----- Records -----
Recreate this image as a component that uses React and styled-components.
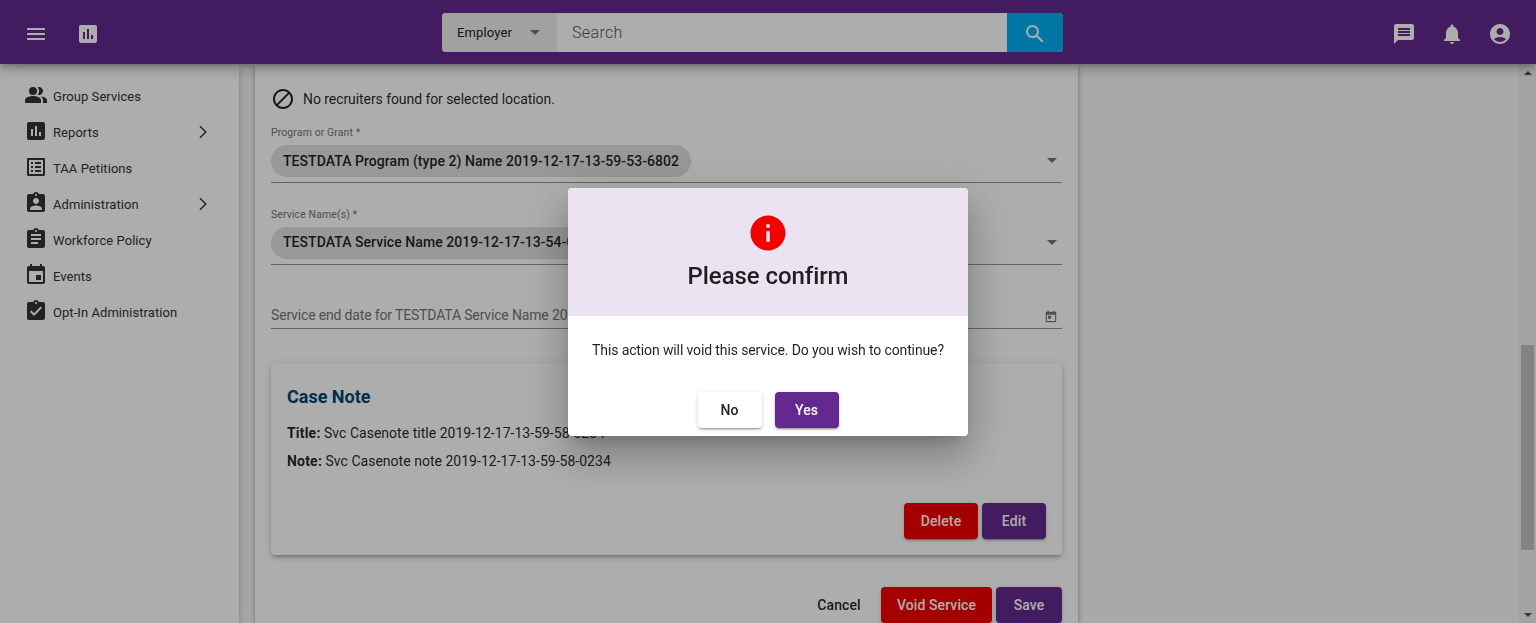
-----
----- Records -----
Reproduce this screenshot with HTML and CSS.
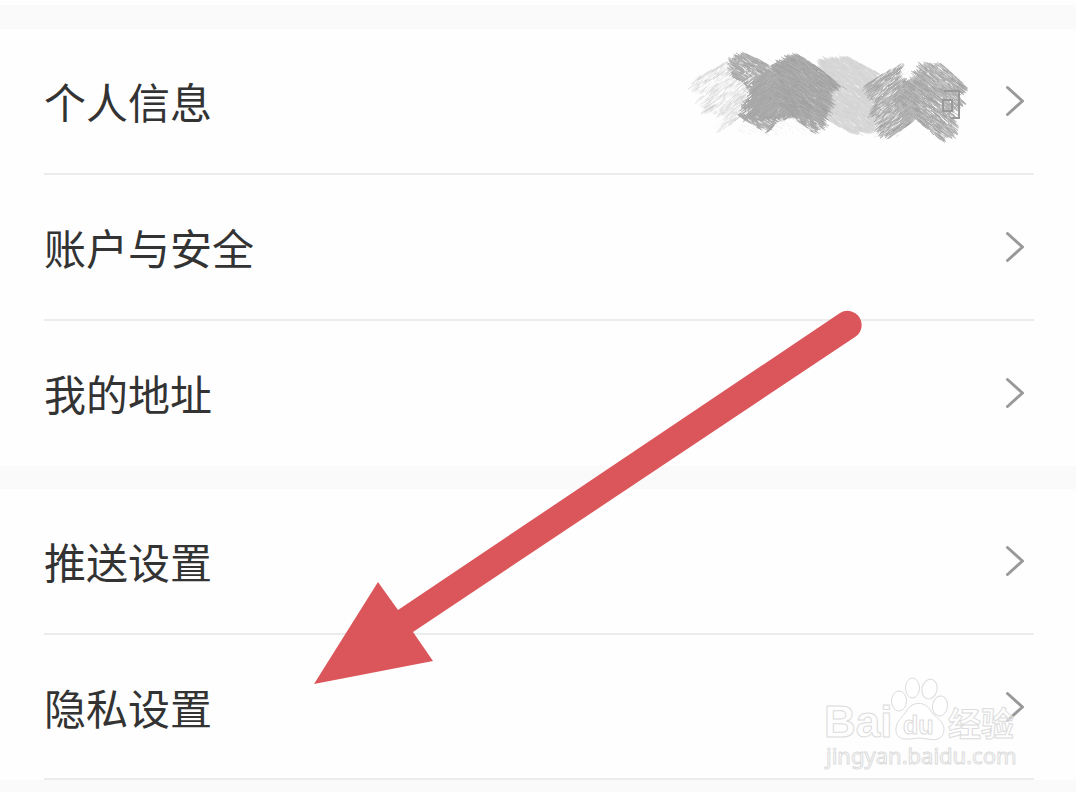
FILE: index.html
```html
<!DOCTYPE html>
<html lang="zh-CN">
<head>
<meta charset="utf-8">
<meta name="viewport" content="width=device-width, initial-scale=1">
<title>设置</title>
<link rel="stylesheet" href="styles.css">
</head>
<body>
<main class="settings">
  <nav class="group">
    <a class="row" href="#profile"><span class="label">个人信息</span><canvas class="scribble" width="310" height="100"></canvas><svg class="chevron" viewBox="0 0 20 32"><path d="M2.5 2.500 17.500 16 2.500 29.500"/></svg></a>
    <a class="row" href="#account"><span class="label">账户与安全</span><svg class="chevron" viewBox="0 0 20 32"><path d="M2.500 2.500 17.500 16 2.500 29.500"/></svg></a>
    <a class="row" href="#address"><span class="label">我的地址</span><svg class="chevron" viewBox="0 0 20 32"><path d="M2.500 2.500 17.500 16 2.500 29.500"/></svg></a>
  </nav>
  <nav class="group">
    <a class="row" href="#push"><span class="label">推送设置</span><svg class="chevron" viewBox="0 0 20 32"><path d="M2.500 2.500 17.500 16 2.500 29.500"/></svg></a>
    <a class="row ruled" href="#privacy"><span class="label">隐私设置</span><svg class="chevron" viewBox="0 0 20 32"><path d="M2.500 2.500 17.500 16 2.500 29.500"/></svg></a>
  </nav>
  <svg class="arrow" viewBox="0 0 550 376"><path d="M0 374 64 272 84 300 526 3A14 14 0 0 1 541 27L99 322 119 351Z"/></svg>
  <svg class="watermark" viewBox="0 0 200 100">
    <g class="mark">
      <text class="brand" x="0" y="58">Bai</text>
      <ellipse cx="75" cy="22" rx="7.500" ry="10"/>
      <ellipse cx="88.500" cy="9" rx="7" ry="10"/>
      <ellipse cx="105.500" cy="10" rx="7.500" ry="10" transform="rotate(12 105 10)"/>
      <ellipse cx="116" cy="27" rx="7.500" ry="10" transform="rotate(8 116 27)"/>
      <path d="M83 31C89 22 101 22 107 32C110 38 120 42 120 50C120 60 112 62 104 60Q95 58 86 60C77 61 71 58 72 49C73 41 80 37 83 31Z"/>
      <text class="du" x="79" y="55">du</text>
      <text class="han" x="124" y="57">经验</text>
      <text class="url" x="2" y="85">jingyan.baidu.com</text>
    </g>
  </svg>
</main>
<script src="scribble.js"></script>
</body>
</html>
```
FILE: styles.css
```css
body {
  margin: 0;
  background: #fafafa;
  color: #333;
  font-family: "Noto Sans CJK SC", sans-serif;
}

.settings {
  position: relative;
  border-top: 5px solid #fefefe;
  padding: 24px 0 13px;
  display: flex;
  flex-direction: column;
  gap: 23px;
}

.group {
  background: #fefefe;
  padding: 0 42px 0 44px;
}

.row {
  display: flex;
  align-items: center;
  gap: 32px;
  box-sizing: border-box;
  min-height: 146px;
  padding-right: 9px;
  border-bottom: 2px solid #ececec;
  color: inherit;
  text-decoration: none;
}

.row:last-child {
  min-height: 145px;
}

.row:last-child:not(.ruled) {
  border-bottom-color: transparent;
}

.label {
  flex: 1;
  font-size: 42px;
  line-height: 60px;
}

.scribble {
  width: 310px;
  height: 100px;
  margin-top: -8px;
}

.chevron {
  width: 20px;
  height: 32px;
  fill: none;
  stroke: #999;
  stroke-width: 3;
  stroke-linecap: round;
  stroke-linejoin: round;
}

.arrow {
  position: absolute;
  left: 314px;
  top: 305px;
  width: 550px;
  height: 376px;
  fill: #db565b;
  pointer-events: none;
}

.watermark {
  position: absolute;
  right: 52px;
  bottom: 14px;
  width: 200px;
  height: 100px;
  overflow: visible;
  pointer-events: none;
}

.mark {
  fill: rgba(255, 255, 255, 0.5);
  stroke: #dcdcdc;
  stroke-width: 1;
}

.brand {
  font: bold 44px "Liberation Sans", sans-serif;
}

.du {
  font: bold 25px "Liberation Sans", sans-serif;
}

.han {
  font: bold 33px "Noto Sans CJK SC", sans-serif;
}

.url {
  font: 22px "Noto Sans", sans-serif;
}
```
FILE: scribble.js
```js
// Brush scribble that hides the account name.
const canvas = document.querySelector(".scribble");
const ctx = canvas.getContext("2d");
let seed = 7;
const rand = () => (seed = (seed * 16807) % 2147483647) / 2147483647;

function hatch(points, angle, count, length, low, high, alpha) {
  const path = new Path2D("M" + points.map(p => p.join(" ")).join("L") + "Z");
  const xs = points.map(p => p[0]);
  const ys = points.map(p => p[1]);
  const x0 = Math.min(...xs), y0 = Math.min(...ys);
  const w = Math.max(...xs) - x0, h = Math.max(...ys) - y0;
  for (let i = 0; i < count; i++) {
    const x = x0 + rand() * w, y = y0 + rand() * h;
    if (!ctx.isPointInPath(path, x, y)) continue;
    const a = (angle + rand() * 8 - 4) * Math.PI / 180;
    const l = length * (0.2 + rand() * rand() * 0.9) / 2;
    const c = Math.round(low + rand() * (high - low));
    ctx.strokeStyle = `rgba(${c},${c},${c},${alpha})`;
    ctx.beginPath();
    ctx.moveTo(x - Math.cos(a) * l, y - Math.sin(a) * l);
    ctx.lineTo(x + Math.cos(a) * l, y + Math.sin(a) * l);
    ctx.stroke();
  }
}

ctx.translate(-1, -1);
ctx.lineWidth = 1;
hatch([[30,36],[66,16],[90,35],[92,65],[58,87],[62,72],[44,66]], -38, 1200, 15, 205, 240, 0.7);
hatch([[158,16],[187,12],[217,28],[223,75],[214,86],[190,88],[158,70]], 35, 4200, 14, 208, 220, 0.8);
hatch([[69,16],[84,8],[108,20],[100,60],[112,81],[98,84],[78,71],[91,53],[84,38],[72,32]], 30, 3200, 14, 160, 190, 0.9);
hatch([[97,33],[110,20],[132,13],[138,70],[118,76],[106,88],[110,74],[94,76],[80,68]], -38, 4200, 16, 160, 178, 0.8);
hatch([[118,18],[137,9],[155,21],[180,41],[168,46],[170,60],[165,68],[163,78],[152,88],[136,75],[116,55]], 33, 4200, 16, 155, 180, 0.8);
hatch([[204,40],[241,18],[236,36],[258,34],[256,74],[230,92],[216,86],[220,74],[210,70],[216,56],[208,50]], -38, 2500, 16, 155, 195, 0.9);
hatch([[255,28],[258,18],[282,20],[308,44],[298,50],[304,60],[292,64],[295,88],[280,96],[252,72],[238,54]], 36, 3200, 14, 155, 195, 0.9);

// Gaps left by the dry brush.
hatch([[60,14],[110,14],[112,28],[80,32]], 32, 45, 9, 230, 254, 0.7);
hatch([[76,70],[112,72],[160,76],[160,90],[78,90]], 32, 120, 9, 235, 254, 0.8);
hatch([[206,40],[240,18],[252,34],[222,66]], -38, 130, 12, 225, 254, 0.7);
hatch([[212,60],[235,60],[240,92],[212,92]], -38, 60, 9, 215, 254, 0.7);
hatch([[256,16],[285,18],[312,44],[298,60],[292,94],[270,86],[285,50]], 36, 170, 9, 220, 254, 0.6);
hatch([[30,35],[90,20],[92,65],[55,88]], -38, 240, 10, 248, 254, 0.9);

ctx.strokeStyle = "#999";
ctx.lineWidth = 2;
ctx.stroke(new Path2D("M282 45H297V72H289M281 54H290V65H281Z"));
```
-----
Task to complete —
Find each line holding "that". Copy it out.

Complete response —
Recreate this image as a component that uses React and styled-components.
// Brush scribble that hides the account name.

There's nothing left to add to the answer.